_WHAT IS EXPECTED_: Pictures stay out of the copy; set down each line of the listing below exactly.

______

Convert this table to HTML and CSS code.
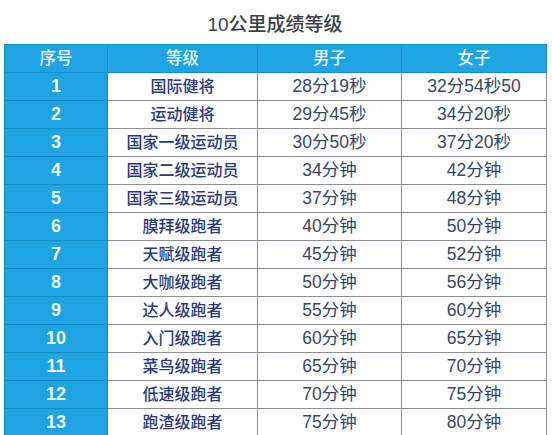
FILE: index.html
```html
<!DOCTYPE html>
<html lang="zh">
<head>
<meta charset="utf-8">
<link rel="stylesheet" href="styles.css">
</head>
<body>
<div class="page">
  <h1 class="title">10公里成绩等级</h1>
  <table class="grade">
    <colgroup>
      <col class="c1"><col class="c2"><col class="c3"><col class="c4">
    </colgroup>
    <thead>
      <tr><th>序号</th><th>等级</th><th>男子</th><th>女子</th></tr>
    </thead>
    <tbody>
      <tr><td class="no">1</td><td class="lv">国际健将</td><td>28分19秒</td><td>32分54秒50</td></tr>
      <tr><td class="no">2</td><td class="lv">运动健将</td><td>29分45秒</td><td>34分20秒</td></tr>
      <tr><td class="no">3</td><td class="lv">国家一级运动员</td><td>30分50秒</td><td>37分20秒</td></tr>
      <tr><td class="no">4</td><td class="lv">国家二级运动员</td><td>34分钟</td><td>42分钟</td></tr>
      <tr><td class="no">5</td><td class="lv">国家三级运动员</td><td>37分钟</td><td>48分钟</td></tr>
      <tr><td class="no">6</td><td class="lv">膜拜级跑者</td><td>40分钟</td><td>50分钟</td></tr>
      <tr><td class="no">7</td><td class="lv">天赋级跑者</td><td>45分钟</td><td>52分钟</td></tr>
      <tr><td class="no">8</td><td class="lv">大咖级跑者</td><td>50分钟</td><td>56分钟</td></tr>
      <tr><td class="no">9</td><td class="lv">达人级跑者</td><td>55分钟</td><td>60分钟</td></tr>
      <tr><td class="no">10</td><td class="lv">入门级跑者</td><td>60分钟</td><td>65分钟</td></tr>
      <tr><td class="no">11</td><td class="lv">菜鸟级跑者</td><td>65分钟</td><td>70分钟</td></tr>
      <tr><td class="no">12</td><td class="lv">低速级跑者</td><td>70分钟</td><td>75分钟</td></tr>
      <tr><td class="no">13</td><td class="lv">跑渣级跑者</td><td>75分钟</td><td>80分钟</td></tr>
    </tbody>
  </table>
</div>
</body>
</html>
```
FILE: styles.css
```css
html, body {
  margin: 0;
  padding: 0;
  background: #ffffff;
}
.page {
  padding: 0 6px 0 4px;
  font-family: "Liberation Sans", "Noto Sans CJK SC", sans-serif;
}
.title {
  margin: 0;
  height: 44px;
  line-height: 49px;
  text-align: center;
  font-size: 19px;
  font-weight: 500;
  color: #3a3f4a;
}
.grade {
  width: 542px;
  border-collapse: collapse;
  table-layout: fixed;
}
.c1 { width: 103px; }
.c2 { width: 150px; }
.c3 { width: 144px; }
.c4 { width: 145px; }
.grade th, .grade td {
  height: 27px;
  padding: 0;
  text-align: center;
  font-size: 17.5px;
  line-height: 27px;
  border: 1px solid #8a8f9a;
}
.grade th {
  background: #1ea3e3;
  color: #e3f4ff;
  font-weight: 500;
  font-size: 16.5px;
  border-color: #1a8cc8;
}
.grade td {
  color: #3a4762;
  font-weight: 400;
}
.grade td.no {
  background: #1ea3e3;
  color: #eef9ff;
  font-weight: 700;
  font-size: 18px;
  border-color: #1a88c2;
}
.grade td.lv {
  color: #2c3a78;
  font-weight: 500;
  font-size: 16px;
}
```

______

_COMPLETED EXERCISE_:
Convert this table to HTML and CSS code.
FILE: index.html
```html
<!DOCTYPE html>
<html lang="zh">
<head>
<meta charset="utf-8">
<link rel="stylesheet" href="styles.css">
</head>
<body>
<div class="page">
  <h1 class="title">10公里成绩等级</h1>
  <table class="grade">
    <colgroup>
      <col class="c1"><col class="c2"><col class="c3"><col class="c4">
    </colgroup>
    <thead>
      <tr><th>序号</th><th>等级</th><th>男子</th><th>女子</th></tr>
    </thead>
    <tbody>
      <tr><td class="no">1</td><td class="lv">国际健将</td><td>28分19秒</td><td>32分54秒50</td></tr>
      <tr><td class="no">2</td><td class="lv">运动健将</td><td>29分45秒</td><td>34分20秒</td></tr>
      <tr><td class="no">3</td><td class="lv">国家一级运动员</td><td>30分50秒</td><td>37分20秒</td></tr>
      <tr><td class="no">4</td><td class="lv">国家二级运动员</td><td>34分钟</td><td>42分钟</td></tr>
      <tr><td class="no">5</td><td class="lv">国家三级运动员</td><td>37分钟</td><td>48分钟</td></tr>
      <tr><td class="no">6</td><td class="lv">膜拜级跑者</td><td>40分钟</td><td>50分钟</td></tr>
      <tr><td class="no">7</td><td class="lv">天赋级跑者</td><td>45分钟</td><td>52分钟</td></tr>
      <tr><td class="no">8</td><td class="lv">大咖级跑者</td><td>50分钟</td><td>56分钟</td></tr>
      <tr><td class="no">9</td><td class="lv">达人级跑者</td><td>55分钟</td><td>60分钟</td></tr>
      <tr><td class="no">10</td><td class="lv">入门级跑者</td><td>60分钟</td><td>65分钟</td></tr>
      <tr><td class="no">11</td><td class="lv">菜鸟级跑者</td><td>65分钟</td><td>70分钟</td></tr>
      <tr><td class="no">12</td><td class="lv">低速级跑者</td><td>70分钟</td><td>75分钟</td></tr>
      <tr><td class="no">13</td><td class="lv">跑渣级跑者</td><td>75分钟</td><td>80分钟</td></tr>
    </tbody>
  </table>
</div>
</body>
</html>
```
FILE: styles.css
```css
html, body {
  margin: 0;
  padding: 0;
  background: #ffffff;
}
.page {
  padding: 0 6px 0 4px;
  font-family: "Liberation Sans", "Noto Sans CJK SC", sans-serif;
}
.title {
  margin: 0;
  height: 44px;
  line-height: 49px;
  text-align: center;
  font-size: 19px;
  font-weight: 500;
  color: #3a3f4a;
}
.grade {
  width: 542px;
  border-collapse: collapse;
  table-layout: fixed;
}
.c1 { width: 103px; }
.c2 { width: 150px; }
.c3 { width: 144px; }
.c4 { width: 145px; }
.grade th, .grade td {
  height: 27px;
  padding: 0;
  text-align: center;
  font-size: 17.5px;
  line-height: 27px;
  border: 1px solid #8a8f9a;
}
.grade th {
  background: #1ea3e3;
  color: #e3f4ff;
  font-weight: 500;
  font-size: 16.5px;
  border-color: #1a8cc8;
}
.grade td {
  color: #3a4762;
  font-weight: 400;
}
.grade td.no {
  background: #1ea3e3;
  color: #eef9ff;
  font-weight: 700;
  font-size: 18px;
  border-color: #1a88c2;
}
.grade td.lv {
  color: #2c3a78;
  font-weight: 500;
  font-size: 16px;
}
```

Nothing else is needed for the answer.